Years ago, I knew the war was over when the bombers left the plants with their aluminum skins unpainted. No need to camouflage the Boeings with that European forest green. It was only a matter of time. Hair, too, a matter of time. My hair would grow back. I watched as wave after wave of silver Forts lumbered over, climbed above the sound, the pounding of their engines rattling the bones in my head, my bare neck chilled by the breeze blowing in off the water.

“The hair, it is dead,” Mister Pepe whispered in my ear. This was later when I first came here. He rinsed my hair of color, the tarnished yellow coiling down the drain. He had me peer into a microscope in the back room of his salon. Curling in behind me, he tweezed the knobs on the machine. I saw the shaft of the hair he had plucked from my scalp rip apart then reassemble, watched as my sight dove right through the splitting hair, my vision melting then turning hard.

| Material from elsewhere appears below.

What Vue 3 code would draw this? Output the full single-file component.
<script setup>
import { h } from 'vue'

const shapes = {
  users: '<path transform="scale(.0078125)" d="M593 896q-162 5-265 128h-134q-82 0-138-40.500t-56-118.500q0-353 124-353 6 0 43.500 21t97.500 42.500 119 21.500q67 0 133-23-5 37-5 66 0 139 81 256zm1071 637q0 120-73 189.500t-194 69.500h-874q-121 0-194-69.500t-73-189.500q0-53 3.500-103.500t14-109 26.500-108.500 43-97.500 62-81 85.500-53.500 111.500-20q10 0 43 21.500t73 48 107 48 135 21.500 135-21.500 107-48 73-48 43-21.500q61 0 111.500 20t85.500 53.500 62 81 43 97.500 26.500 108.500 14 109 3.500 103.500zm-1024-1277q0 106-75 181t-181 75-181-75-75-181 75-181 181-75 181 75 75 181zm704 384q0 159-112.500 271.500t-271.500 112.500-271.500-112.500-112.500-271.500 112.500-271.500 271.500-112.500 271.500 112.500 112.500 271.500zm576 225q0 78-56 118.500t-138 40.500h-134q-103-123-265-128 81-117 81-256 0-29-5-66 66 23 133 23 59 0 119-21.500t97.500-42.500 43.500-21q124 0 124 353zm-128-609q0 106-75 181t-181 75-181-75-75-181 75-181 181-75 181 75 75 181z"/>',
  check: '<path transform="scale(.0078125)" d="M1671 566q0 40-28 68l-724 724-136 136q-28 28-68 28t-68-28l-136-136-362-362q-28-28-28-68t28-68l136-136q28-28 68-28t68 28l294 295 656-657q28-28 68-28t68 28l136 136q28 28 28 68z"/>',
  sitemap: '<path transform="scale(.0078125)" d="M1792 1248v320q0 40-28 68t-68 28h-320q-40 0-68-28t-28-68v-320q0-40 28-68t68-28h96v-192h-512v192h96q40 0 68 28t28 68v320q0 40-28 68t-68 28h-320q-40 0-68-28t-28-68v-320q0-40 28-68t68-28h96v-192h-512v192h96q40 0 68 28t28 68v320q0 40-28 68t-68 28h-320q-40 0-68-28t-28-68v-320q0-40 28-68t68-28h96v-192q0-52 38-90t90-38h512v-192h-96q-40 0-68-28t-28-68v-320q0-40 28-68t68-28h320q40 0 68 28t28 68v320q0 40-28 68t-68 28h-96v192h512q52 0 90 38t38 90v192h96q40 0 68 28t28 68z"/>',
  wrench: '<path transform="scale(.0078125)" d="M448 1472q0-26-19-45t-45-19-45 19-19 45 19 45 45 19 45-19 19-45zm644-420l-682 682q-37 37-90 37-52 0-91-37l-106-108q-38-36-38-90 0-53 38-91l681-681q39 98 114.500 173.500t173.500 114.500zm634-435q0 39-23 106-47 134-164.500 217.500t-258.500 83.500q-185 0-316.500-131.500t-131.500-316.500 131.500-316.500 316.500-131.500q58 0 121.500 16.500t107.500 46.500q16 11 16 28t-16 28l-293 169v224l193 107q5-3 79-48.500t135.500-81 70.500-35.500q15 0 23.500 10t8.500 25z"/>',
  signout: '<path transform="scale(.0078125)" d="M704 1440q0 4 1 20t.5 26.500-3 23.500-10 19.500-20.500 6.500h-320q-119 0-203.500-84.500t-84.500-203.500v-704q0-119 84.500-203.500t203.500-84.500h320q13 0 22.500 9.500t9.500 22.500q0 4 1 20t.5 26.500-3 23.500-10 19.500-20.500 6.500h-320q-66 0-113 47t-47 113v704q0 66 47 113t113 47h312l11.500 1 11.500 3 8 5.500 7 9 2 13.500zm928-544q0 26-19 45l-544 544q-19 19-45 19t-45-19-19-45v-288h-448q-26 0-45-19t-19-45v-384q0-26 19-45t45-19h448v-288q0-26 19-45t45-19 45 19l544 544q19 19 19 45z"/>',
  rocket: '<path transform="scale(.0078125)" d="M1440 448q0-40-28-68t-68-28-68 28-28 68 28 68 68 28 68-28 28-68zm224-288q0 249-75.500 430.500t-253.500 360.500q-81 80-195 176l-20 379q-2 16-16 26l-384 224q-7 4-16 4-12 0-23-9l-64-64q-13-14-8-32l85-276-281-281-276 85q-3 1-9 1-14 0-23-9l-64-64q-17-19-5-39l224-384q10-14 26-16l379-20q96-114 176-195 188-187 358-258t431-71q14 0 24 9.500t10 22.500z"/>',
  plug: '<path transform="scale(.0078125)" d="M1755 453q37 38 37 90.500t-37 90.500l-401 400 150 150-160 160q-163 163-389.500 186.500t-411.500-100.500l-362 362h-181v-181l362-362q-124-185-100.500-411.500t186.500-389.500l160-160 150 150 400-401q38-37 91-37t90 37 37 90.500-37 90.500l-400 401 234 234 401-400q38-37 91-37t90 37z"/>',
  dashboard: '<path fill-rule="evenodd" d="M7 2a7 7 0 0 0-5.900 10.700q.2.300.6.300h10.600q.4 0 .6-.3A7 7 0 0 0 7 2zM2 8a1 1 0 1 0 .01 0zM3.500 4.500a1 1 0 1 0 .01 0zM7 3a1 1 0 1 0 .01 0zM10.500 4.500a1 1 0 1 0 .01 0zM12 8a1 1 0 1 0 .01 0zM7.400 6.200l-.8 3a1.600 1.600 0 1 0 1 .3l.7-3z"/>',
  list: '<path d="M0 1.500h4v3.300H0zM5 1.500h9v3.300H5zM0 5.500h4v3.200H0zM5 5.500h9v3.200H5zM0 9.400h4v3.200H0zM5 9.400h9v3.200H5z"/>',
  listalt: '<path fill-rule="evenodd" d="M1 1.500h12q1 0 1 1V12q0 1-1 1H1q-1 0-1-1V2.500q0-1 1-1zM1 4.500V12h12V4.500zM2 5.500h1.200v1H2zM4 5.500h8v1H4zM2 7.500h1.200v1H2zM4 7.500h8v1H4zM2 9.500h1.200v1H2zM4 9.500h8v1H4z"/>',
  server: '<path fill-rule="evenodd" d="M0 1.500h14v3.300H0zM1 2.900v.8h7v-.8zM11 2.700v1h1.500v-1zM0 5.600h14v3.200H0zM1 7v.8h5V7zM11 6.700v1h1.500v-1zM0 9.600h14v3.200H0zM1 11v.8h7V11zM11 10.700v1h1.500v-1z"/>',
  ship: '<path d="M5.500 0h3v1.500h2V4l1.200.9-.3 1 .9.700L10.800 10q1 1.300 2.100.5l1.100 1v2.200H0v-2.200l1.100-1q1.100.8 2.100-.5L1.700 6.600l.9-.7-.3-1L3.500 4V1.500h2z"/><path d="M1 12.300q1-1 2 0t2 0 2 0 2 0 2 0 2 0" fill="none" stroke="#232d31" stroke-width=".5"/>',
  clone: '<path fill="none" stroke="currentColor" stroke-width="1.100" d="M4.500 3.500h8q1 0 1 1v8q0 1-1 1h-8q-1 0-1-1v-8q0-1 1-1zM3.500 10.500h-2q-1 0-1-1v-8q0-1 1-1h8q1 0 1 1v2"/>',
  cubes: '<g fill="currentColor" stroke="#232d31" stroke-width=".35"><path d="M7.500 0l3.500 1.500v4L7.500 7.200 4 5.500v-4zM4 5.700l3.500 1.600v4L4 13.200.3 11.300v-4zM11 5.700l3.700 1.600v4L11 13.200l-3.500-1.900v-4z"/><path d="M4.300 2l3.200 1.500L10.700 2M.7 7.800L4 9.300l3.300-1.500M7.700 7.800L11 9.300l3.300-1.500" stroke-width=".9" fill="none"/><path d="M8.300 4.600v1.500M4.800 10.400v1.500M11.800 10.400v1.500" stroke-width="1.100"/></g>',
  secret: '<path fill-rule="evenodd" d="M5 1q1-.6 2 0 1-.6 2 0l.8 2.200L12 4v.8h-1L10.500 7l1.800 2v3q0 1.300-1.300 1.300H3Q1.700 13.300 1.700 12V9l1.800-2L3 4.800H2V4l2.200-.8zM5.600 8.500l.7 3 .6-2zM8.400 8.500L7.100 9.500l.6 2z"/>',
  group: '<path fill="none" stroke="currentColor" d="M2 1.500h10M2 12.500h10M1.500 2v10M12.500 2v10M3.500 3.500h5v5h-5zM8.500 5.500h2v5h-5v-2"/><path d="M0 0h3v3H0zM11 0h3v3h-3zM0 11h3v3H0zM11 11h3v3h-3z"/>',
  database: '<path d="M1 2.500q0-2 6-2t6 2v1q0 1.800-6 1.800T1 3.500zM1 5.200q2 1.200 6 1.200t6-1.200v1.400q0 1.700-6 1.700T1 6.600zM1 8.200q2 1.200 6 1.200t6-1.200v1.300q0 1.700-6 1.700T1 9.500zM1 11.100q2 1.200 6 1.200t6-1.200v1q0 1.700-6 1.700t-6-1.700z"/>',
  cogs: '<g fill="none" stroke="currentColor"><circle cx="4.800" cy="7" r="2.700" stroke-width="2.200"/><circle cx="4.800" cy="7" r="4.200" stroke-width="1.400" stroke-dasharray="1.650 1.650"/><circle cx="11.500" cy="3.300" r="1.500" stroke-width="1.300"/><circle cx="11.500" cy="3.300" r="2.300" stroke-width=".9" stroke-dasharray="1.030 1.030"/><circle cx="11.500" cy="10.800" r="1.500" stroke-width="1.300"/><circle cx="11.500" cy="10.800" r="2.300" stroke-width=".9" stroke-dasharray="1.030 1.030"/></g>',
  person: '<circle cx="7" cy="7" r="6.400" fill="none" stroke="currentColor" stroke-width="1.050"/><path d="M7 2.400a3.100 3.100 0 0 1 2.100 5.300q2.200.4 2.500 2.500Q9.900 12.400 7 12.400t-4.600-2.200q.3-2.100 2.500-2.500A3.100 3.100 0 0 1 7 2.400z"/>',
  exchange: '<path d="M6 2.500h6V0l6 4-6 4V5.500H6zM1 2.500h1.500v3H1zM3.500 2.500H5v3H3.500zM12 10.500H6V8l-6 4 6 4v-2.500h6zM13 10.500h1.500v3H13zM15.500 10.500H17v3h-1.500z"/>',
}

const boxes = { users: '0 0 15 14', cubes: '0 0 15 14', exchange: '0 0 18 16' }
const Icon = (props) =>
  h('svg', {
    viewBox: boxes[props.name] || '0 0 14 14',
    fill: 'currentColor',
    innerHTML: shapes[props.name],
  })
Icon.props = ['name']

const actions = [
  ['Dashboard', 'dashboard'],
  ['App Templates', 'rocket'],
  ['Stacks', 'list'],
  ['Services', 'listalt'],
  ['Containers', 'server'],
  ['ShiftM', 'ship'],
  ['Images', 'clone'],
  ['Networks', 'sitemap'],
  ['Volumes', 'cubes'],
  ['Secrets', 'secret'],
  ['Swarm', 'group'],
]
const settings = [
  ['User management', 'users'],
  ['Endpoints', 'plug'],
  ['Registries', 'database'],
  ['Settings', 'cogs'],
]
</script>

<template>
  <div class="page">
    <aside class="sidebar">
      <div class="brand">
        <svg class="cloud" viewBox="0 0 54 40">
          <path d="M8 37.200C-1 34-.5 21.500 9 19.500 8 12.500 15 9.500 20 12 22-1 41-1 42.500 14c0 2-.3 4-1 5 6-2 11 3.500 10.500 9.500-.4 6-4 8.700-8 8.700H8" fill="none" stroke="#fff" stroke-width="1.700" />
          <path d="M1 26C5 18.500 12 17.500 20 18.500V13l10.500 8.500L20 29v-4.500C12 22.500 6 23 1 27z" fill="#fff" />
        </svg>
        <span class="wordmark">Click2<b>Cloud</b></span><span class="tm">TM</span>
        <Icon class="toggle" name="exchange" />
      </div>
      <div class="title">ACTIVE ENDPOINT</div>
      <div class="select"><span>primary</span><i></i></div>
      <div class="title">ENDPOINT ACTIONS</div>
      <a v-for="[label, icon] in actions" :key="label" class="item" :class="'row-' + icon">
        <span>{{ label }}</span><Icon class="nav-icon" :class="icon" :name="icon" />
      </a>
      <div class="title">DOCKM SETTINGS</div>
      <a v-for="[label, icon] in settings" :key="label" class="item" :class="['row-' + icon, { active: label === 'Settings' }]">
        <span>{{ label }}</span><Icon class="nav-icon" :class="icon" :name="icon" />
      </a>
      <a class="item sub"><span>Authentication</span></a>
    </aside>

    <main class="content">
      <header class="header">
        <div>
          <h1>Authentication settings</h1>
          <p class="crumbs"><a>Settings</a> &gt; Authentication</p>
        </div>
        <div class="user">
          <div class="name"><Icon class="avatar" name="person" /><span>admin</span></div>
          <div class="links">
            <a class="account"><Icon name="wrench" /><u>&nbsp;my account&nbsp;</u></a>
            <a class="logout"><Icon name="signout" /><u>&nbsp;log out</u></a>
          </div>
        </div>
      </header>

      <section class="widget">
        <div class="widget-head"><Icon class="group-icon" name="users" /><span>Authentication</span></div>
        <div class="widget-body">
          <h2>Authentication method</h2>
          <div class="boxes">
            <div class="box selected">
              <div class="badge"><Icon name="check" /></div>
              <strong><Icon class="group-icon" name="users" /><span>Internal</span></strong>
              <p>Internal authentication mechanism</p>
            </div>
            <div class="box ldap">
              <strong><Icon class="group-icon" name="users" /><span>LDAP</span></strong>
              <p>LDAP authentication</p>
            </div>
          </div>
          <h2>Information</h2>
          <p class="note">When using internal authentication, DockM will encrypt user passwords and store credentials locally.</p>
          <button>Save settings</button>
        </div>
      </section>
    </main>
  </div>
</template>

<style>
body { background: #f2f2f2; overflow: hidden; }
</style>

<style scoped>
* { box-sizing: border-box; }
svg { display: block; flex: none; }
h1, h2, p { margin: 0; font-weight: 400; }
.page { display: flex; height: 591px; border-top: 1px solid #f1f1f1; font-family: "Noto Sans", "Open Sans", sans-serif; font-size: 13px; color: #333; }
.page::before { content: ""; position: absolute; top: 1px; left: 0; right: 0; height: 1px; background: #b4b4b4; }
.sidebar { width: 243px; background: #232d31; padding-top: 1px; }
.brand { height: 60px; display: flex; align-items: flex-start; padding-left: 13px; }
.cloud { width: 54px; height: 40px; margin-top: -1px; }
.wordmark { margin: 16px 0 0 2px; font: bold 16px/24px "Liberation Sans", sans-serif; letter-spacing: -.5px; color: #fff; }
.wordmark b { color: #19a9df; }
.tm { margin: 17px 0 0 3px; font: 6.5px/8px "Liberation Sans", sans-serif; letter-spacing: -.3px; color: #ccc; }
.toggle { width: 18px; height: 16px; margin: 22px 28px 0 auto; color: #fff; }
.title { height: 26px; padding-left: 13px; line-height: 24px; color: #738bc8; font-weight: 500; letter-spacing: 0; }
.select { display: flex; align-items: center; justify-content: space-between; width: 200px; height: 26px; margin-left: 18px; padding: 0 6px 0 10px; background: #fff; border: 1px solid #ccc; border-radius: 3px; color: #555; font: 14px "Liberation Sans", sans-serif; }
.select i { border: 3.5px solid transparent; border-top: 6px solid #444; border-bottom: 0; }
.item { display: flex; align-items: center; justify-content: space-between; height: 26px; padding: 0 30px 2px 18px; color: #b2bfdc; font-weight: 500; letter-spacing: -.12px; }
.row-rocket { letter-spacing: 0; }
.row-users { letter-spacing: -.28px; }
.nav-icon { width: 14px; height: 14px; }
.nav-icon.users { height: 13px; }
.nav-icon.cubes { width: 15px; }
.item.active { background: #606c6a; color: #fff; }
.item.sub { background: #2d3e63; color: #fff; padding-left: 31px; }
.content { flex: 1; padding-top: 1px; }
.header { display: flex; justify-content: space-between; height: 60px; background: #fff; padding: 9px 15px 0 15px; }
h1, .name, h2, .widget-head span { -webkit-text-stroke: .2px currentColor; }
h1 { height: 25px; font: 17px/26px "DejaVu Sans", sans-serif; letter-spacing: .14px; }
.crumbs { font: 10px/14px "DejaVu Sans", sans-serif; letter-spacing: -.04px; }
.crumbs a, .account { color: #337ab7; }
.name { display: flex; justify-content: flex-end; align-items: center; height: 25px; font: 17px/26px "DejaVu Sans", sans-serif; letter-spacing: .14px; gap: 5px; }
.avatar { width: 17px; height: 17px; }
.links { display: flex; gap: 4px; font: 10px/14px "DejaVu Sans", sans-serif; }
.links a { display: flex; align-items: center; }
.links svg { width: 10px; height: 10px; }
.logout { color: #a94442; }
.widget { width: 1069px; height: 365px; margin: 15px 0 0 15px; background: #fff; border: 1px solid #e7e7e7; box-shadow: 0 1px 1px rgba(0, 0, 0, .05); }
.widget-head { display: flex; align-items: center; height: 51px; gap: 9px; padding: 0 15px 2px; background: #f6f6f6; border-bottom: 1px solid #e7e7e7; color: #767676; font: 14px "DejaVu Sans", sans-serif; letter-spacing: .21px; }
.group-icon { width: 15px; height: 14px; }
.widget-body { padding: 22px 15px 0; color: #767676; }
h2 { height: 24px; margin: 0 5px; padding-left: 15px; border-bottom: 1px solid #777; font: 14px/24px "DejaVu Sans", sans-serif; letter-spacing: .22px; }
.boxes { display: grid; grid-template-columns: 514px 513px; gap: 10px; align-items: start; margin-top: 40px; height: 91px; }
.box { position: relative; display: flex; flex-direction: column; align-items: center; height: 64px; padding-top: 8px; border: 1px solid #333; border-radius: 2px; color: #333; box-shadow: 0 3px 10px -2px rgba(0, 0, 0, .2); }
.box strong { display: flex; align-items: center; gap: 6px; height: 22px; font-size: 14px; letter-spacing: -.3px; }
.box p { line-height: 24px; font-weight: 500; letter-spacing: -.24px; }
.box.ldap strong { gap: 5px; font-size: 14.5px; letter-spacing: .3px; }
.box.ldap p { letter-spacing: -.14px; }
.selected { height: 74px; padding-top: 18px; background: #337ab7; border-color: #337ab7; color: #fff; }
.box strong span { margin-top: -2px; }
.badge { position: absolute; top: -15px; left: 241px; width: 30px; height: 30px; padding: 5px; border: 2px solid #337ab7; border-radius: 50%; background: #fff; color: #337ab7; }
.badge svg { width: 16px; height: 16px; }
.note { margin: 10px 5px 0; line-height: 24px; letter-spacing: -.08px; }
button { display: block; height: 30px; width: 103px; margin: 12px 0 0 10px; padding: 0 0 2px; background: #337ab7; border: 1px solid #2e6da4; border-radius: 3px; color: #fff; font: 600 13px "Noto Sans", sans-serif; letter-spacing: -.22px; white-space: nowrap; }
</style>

“There,” I said when it came into view, kinked and barked like a tree limb, blue as ice.

“Let me see,” Mister Pepe said, wedging in to look. “It is damaged, no? The overtreated hair. The frazzled ends. You need my help, yes?”

And years before that the general had said, “You cannot tell anyone why you cut your hair.” I was a young girl in Seattle. My parents stood in the doorway of our kitchen hugging each other as they watched the WAC snip a few locks. She held them up to the light, then draped the strands across the outstretched arms of a warrant officer. He slid the hair through his fingers, stretched it out straight, and lowered it into a box like the one florists use for long-stemmed roses.

I was a blond, and my hair had never been crimped or permed or ironed. I never knotted it up into braids, only trimmed the fraying. It was naturally straight. I brushed it every night a hundred times and shampooed it with eggs and honey. When I slept, my hair nestled in behind me like another person slipping up against my back as I breathed, a heavy purring weight.

“It’s a secret,” the WAC had said, evening the ends. “Let me look at you.” She held my chin in her palm, her fingers squeezing my cheeks. “You look all grown up now. Not a word until the war is over. Tell people it was too much bother, a waste of water washing it.” She plucked one single strand that clung to my sleeve as if she were pulling a stitch through me. She pulled until the other end swung free, and then she placed it with the rest in the box.

And only last week with my hair all done up, I was flying. From the air, the Rockies looked flattened down. The way the shadows fell fooled me into thinking the peaks were really craters. Then the clouds piled up below, and the jet climbed to evade the weather. The Air Force had bought the seat next to me for the bomb sight. It was in its crate sitting there.

The cadets in Colorado had given it to me. An honor guard had marched across a checkerboard courtyard. And now it is home on the coffee table with the magazines, a conversation piece. It looks as if it should be potted with some viny plant, its tendrils hooking on to the knobs and buttons. Flying home after the ceremony, I wrestled it out of the box and plunked it down on my lap. It had the heft of a head, a lover gazing up at me and me stroking his hair. I leaned forward, lowering myself to the cold metal. It smelled of oil and polish. I squinted through the lens as the plane bumped beneath me, riding the turbulence over the mountains. There was just enough light, a white dime-sized hole of light. I saw the crosshairs, crisp and sharp, my dead hair, half a century old, sandwiched between the glass deep within the machine. Outside the clouds broke apart, and in the Great Basin, the lights of each tiny city lit up as the sunset fell on each of them.

And now, I have been staring at this Redbook spread on my lap, and my eyes won’t see the words. The dryers want to lull me to sleep. From up here, the letters on the page look like the ruined walls of buildings, remains of burned foundations, blocks of pitted houses, alleyways that lead to nowhere. I follow the footprints of bombs. I was reading about hair, about its history, about its chemistry, about how we know more about it now than ever before. Below me, the words explode as I read them. One after the other. There is the roar in my ears. I sit here waiting. Soon it will be my turn again.